You wake up suddenly and without warning. There has been no nice warm-up dreams about drinking bottles of gin that taste like chocolate milkshake or swimming comfortably and very warmly in a large pool of icy cool 7up.

The dreams of a normal hangover.

You are just awake.

The natural side effects of alcohol excess are evident. A feeling of your brain being shrinked violently inside your head, the burning in your chest from one after the other cigarettes. Dryness in your throat. Sometimes shaking. But always the fear. An immediate, illogical feeling of dread. It's like your brain knows something you don't, something terrible. A feeling like you are in great danger, or have done something awful. The fear. You immediately begin to counsel yourself, convince yourself there is no need for this fear. You begin to call up memories from the previous night and nothing bad springs to mind, yet still the feelings persist.

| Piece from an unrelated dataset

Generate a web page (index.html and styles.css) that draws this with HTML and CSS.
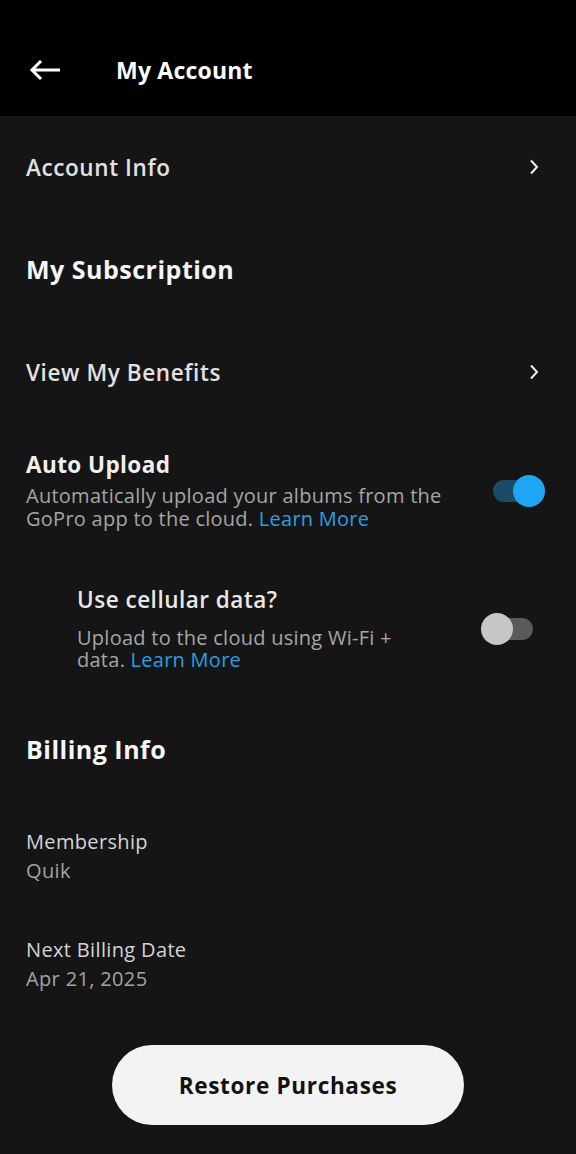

What is this sheer anxietey? Will anything cure it? More booze? Probably, but it's not an option as you have to function today, and you're not sure your body can ingest any substances at the moment. You just want to gag.

You tell yourself, it's the fear. It will pass. You try to convince yourself that you have no need for anxiety. But still it persists. You know there is no cure, you will just have to ride it out.

You are warm in your bed, and you curl up tighter in the sheets and flip your pillow over to the cold side and fight to sleep...

When it comes it is soothing. Each time you wake the fear is weakened. When you do get up and do what you have to do, this fear will come with you flashing in and out slowly.

Eventually it passes. You don't always get answers, sometimes there are no answers...
sometimes it just decides to stalk you...

Its all of course a trick. A trick by your body. It wants the booze again. It wants the warm and safe feeling again... so it tries to frighten you, with the fear..
tries to get you back there again...

And it usually works.

I have not had a drink for six weeks. (As a devout Catholic)

The fear at some stage over Easter weekend will be staggering...

I'm looking forward to it...

Might go to Limerick and do it on Good Friday...

Catch a Rubber bandits gig..

wooha..

Cant wait

5 comments:

Anonymous said...

and when you get the fear really bad you can convince yourself that you will never ever again get the fear, but of course you do. is this blog only for alcoholics?

Anonymous said...
This comment has been removed by a blog administrator.
samcrea said...

"As a devout Catholic"

You really are such a fucking cunt.



..did you read all the post?
(not that your wrong)

Christy said...

Ah I was wondering about this when Twenty mentioned it. Vivid description but I reckon I've only been close but no cigar.

Anonymous said...

As a devout septic I myself find the fear of a common wake up call to the fact that I am not following a path of social acceptance. Well tagged.